## Problem to solve
Your task is to output the listing word for word, with pictures excluded.

## Available data
•••••

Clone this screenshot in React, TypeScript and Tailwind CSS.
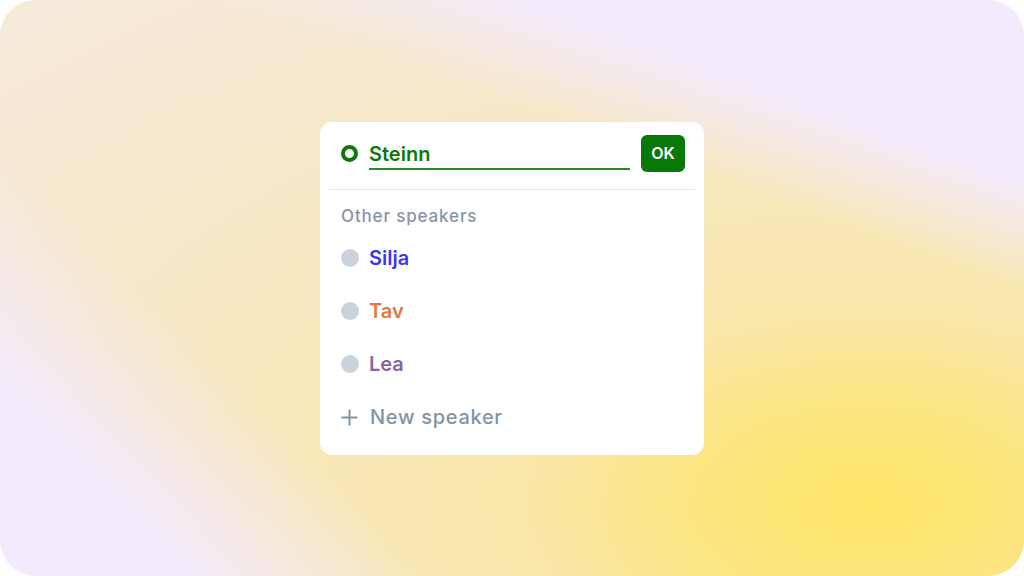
const speakers = [
  { name: 'Silja', color: 'text-[#3d35f2]' },
  { name: 'Tav', color: 'text-[#e8773f]' },
  { name: 'Lea', color: 'text-[#8d62a2]' },
]

export default function App() {
  return (
    <div className="w-[1024px] h-[576px] bg-white" style={{ fontFamily: "Inter, 'Noto Sans', sans-serif" }}>
      {/* soft yellow glow over lavender */}
      <div className="w-full h-full rounded-[36px] flex items-center justify-center bg-[linear-gradient(20deg,rgba(243,235,252,0)_69%,rgba(243,235,252,1)_81%),linear-gradient(225deg,rgba(243,235,252,0)_73%,rgba(243,235,252,1)_88%),radial-gradient(ellipse_340px_190px_at_870px_505px,rgba(253,229,104,1)_0%,rgba(253,229,104,0)_100%),radial-gradient(ellipse_1200px_640px_at_860px_500px,#fce48a_0%,#f9e7b0_35%,#f7e8c6_65%,#f6eada_100%)]">
        <div className="w-[384px] bg-white rounded-[12px] pt-[13px] pb-[11px]">
          {/* Current speaker input */}
          <div className="flex items-center pl-[21px] pr-[19px] pb-[17px]">
            <span className="w-[17px] h-[17px] rounded-full border-[4px] border-[#0b7a0b] shrink-0" />
            <div className="flex-1 ml-[11px] mr-[11px] border-b-2 border-[#2a8a2a] h-[34px] flex items-center pt-[4px]">
              <span className="text-[20px] font-semibold text-[#0b7a0b] leading-none">Steinn</span>
            </div>
            <button className="w-[44px] h-[37px] rounded-[6px] bg-[#087808] text-white text-[16px] font-semibold">
              OK
            </button>
          </div>
          <div className="mx-[9px] h-px bg-[#e6e8ec]" />

          <div className="pl-[21px] pt-[16px] pb-[6px] h-[42px] flex items-center">
            <span className="text-[17px] font-medium tracking-[0.05em] text-[#8794a5] leading-5">Other speakers</span>
          </div>

          {speakers.map((s) => (
            <div key={s.name} className="h-[53px] flex items-center pl-[21px]">
              <span className="w-[18px] h-[18px] rounded-full bg-[#cbd2db] shrink-0" />
              <span className={`ml-[10px] text-[20px] font-semibold ${s.color}`}>{s.name}</span>
            </div>
          ))}

          <div className="h-[53px] flex items-center pl-[21px]">
            <svg width="17" height="17" viewBox="0 0 17 17" className="shrink-0">
              <path d="M8.5 0.5v16M0.5 8.5h16" stroke="#8493a4" strokeWidth="2" fill="none" />
            </svg>
            <span className="ml-[12px] text-[20px] font-medium tracking-[0.035em] text-[#8493a4]">New speaker</span>
          </div>
        </div>
      </div>
    </div>
  )
}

•••••

## Output
Clone this screenshot in React, TypeScript and Tailwind CSS.
const speakers = [
  { name: 'Silja', color: 'text-[#3d35f2]' },
  { name: 'Tav', color: 'text-[#e8773f]' },
  { name: 'Lea', color: 'text-[#8d62a2]' },
]

export default function App() {
  return (
    <div className="w-[1024px] h-[576px] bg-white" style={{ fontFamily: "Inter, 'Noto Sans', sans-serif" }}>
      {/* soft yellow glow over lavender */}
      <div className="w-full h-full rounded-[36px] flex items-center justify-center bg-[linear-gradient(20deg,rgba(243,235,252,0)_69%,rgba(243,235,252,1)_81%),linear-gradient(225deg,rgba(243,235,252,0)_73%,rgba(243,235,252,1)_88%),radial-gradient(ellipse_340px_190px_at_870px_505px,rgba(253,229,104,1)_0%,rgba(253,229,104,0)_100%),radial-gradient(ellipse_1200px_640px_at_860px_500px,#fce48a_0%,#f9e7b0_35%,#f7e8c6_65%,#f6eada_100%)]">
        <div className="w-[384px] bg-white rounded-[12px] pt-[13px] pb-[11px]">
          {/* Current speaker input */}
          <div className="flex items-center pl-[21px] pr-[19px] pb-[17px]">
            <span className="w-[17px] h-[17px] rounded-full border-[4px] border-[#0b7a0b] shrink-0" />
            <div className="flex-1 ml-[11px] mr-[11px] border-b-2 border-[#2a8a2a] h-[34px] flex items-center pt-[4px]">
              <span className="text-[20px] font-semibold text-[#0b7a0b] leading-none">Steinn</span>
            </div>
            <button className="w-[44px] h-[37px] rounded-[6px] bg-[#087808] text-white text-[16px] font-semibold">
              OK
            </button>
          </div>
          <div className="mx-[9px] h-px bg-[#e6e8ec]" />

          <div className="pl-[21px] pt-[16px] pb-[6px] h-[42px] flex items-center">
            <span className="text-[17px] font-medium tracking-[0.05em] text-[#8794a5] leading-5">Other speakers</span>
          </div>

          {speakers.map((s) => (
            <div key={s.name} className="h-[53px] flex items-center pl-[21px]">
              <span className="w-[18px] h-[18px] rounded-full bg-[#cbd2db] shrink-0" />
              <span className={`ml-[10px] text-[20px] font-semibold ${s.color}`}>{s.name}</span>
            </div>
          ))}

          <div className="h-[53px] flex items-center pl-[21px]">
            <svg width="17" height="17" viewBox="0 0 17 17" className="shrink-0">
              <path d="M8.5 0.5v16M0.5 8.5h16" stroke="#8493a4" strokeWidth="2" fill="none" />
            </svg>
            <span className="ml-[12px] text-[20px] font-medium tracking-[0.035em] text-[#8493a4]">New speaker</span>
          </div>
        </div>
      </div>
    </div>
  )
}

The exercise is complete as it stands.